City Councilman Tito Jackson and Newton Mayor Setti Warren, who dropped out of the Senate race last September after Elizabeth Warren jumped in, endorsed her.

Elizabeth Warren received a warm reception. She drew applause or friendly laughter many times during her 16-minute monologue, the loudest coming when she referred to President Obama and when she decried that the country no longer invests as much in future generations.

The first-time candidate has repeated Coakley’s mistake of not showing up, but she and her campaign made a couple of other mistakes. The campaign billed it as a “town hall meeting,” but Warren did not take questions from the audience.

She did work the room, shaking hands, after the speech. One woman angrily confronted her for not answering questions. Others indicated they were disappointed.

“I like her very much,” said Mimi Jones, a consultant to nonprofits who lives in Roxbury. “I think this is a real missed opportunity for her not to hear from the mouths of people what’s really important to them.”
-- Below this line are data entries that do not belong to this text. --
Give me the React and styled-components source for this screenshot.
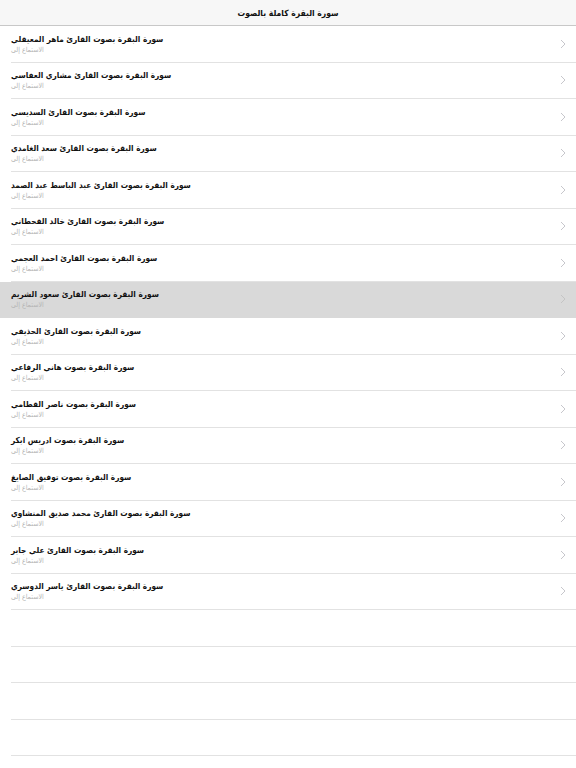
import React from "react";
import styled, { createGlobalStyle } from "styled-components";

const Global = createGlobalStyle`
  html, body { margin: 0; padding: 0; background: #ffffff; }
  body { font-family: "DejaVu Sans Condensed", "DejaVu Sans", "Noto Sans", sans-serif; font-stretch: condensed; }
`;

const Page = styled.div`
  width: 576px;
  height: 768px;
  overflow: hidden;
  background: #ffffff;
`;

const NavBar = styled.header`
  height: 25px;
  display: flex;
  align-items: center;
  justify-content: center;
  background: #f7f7f7;
  border-bottom: 0.5px solid #c8c8c8;
`;

const Title = styled.h1`
  margin: 0;
  font-size: 8.5px;
  font-weight: bold;
  color: #111;
  direction: rtl;
`;

const List = styled.ul`
  list-style: none;
  margin: 0;
  padding: 0;
`;

const Row = styled.li`
  height: 36.5px;
  box-sizing: border-box;
  display: flex;
  align-items: stretch;
  background: ${(p) => (p.$selected ? "#d9d9d9" : "transparent")};
  padding-left: ${(p) => (p.$selected ? "11px" : "0")};
  margin-left: ${(p) => (p.$selected ? "0" : "11px")};
`;

const RowInner = styled.div`
  flex: 1;
  display: flex;
  align-items: center;
  border-bottom: ${(p) => (p.$selected ? "0.5px solid transparent" : "0.5px solid #e2e2e2")};
  padding-right: 10px;
`;

const TextBlock = styled.div`
  flex: 1;
  display: flex;
  flex-direction: column;
  align-items: flex-start;
`;

const RowTitle = styled.span`
  direction: rtl;
  font-size: 8.2px;
  font-weight: bold;
  color: #111;
  line-height: 12px;
`;

const RowSub = styled.span`
  direction: rtl;
  font-size: 7px;
  color: #b5b5b5;
  line-height: 10px;
`;

const Chevron = styled.svg`
  width: 6px;
  height: 10px;
  flex: none;
`;

const items = [
  "سورة البقرة بصوت القارئ ماهر المعيقلي",
  "سورة البقرة بصوت القارئ مشاري العفاسي",
  "سورة البقرة بصوت القارئ السديسي",
  "سورة البقرة بصوت القارئ سعد الغامدي",
  "سورة البقرة بصوت القارئ عبد الباسط عبد الصمد",
  "سورة البقرة بصوت القارئ خالد القحطاني",
  "سورة البقرة بصوت القارئ احمد العجمي",
  "سورة البقرة بصوت القارئ سعود الشريم",
  "سورة البقرة بصوت القارئ الحذيفي",
  "سورة البقرة بصوت هاني الرفاعي",
  "سورة البقرة بصوت ناصر القطامي",
  "سورة البقرة بصوت ادريس ابكر",
  "سورة البقرة بصوت توفيق الصايغ",
  "سورة البقرة بصوت القارئ محمد صديق المنشاوي",
  "سورة البقرة بصوت القارئ علي جابر",
  "سورة البقرة بصوت القارئ ياسر الدوسري",
];

export default function App() {
  return (
    <Page>
      <Global />
      <NavBar>
        <Title>سورة البقرة كاملة بالصوت</Title>
      </NavBar>
      <List>
        {items.map((t, i) => {
          const sel = i === 7;
          return (
            <Row key={i} $selected={sel}>
              <RowInner $selected={sel}>
                <TextBlock>
                  <RowTitle>{t}</RowTitle>
                  <RowSub>الاستماع إلى</RowSub>
                </TextBlock>
                <Chevron viewBox="0 0 6 10">
                  <path d="M1 1 L5 5 L1 9" fill="none" stroke={sel ? "#c4c4c4" : "#c7c7cc"} strokeWidth="1" />
                </Chevron>
              </RowInner>
            </Row>
          );
        })}
        {[0, 1, 2, 3].map((i) => (
          <Row key={"e" + i}>
            <RowInner />
          </Row>
        ))}
      </List>
    </Page>
  );
}
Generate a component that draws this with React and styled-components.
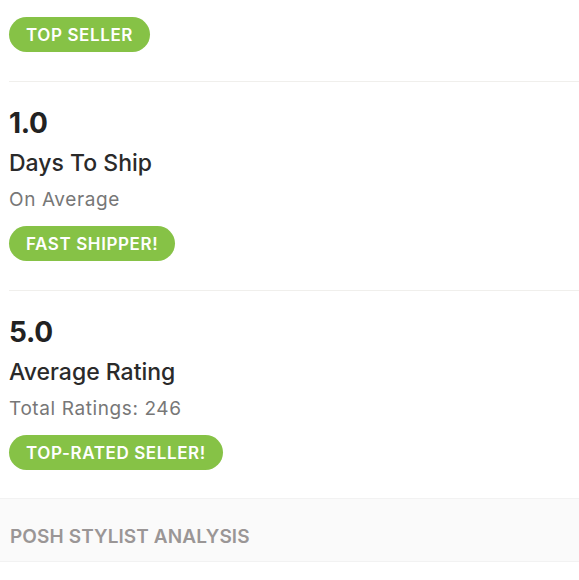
import styled, { createGlobalStyle } from 'styled-components';

const GlobalStyle = createGlobalStyle`
  body {
    margin: 0;
    background: #fff;
    font-family: Inter, Lato, Arial, sans-serif;
    color: #222;
  }
`;

const stats = [
  { value: '1.0', label: 'Days To Ship', sub: 'On Average', badge: 'FAST SHIPPER!' },
  { value: '5.0', label: 'Average Rating', sub: 'Total Ratings: 246', badge: 'TOP-RATED SELLER!' },
];

const App = () => (
  <>
    <GlobalStyle />
    <Page>
      <Section>
        <Badge>TOP SELLER</Badge>
      </Section>
      {stats.map((s, i) => (
        <Section key={s.label} $stat $last={i === stats.length - 1}>
          <Value>{s.value}</Value>
          <Label>{s.label}</Label>
          <Sub>{s.sub}</Sub>
          <Badge>{s.badge}</Badge>
        </Section>
      ))}
      <Header>POSH STYLIST ANALYSIS</Header>
    </Page>
  </>
);

const Page = styled.div`
  display: flex;
  flex-direction: column;
  width: 579px;
`;

const Section = styled.div`
  display: flex;
  flex-direction: column;
  align-items: flex-start;
  margin-left: 9px;
  padding: ${(p) => (p.$stat ? '23px' : '17px')} 0 ${(p) => (p.$last ? '28px' : '29px')};
  border-bottom: ${(p) => (p.$last ? 'none' : '1px solid #f0efec')};
`;

const Value = styled.div`
  font-size: 28px;
  font-weight: 700;
  line-height: 36px;
  color: #222;
  letter-spacing: -0.3px;
`;

const Label = styled.div`
  margin-top: 7px;
  font-size: 23px;
  font-weight: 500;
  line-height: 30px;
  color: #2a2a2a;
`;

const Sub = styled.div`
  margin-top: 10px;
  font-size: 19px;
  line-height: 24px;
  letter-spacing: 0.6px;
  color: #777;
`;

const Badge = styled.span`
  display: inline-flex;
  align-items: center;
  height: 35px;
  padding: 0 17px;
  border-radius: 18px;
  background: #86c246;
  color: #fff;
  font-size: 17px;
  font-weight: 600;
  letter-spacing: 0.6px;
  ${Sub} + & {
    margin-top: 14px;
  }
`;

const Header = styled.div`
  padding: 26px 10px 13px;
  background: #fafafa;
  border-top: 1px solid #f2f2f2;
  border-bottom: 1px solid #f2f2f2;
  font-size: 19px;
  line-height: 23px;
  font-weight: 600;
  letter-spacing: 0.1px;
  color: #9a9696;
`;

export default App;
Jackie Nesbitt, a machinist from Lower Roxbury, said afterwards: “I need to get to know more about her — where she stands on issues.”

Nesbitt gave her credit for holding the event, asking rhetorically, “Have you seen Brown at a meeting like this?”

Warren promised to return to Hibernian Hall, a frequent venue to political forums, and answer questions. “Sure. We’ll be back. We’ll be back,” Warren said.

Two young campaign workers stood outside on Dudley Street holding up signs about the meeting. Rev. Joelee Baker-Bey, pastor of St. John Missionary Baptist Church, disparaged the partially handwritten signs as looking like they were “made in the yard.”

Baker-Bey said he came to the meeting because Brown voted in the Senate the night before to block debate on Obama’s proposal to raise taxes on millionaires under the Buffet rule.

“That’s the only reason I’d like to elect her — hold the party line,” he said. “Not that she’d agree with the president, but go with the party line.”

Retired teacher Bob Marshall also faulted Brown’s Senate record, noting that “He’s voted against Obama on a number of things.”

Unlike Coakley in the January 2010 special election, Warren has the advantage of sharing the ballot with Obama. His presence is likely to boost black voter turnout.

Still, Warren will need help from experienced political organizers rooted in the black community who know how to get the vote out. She has more persuading to do.

Mukiya Baker-Gomez, who organized in communities of color for Sheriff Andrea Cabral’s first campaign, was taking names and contact information inside the front door of Hibernian Hall. Baker-Gomez said she was working on behalf of state Representative Gloria Fox, who’s seeking reelection, not Warren.

“I’m contemplating,” Baker-Gomez replied, when asked why not work for Warren. “What [are] you going to stand for? What [are] you going to do? Who [are] you going to have working for you that looks like me — and not just for free?”

Those and other questions await Warren when she returns to Roxbury.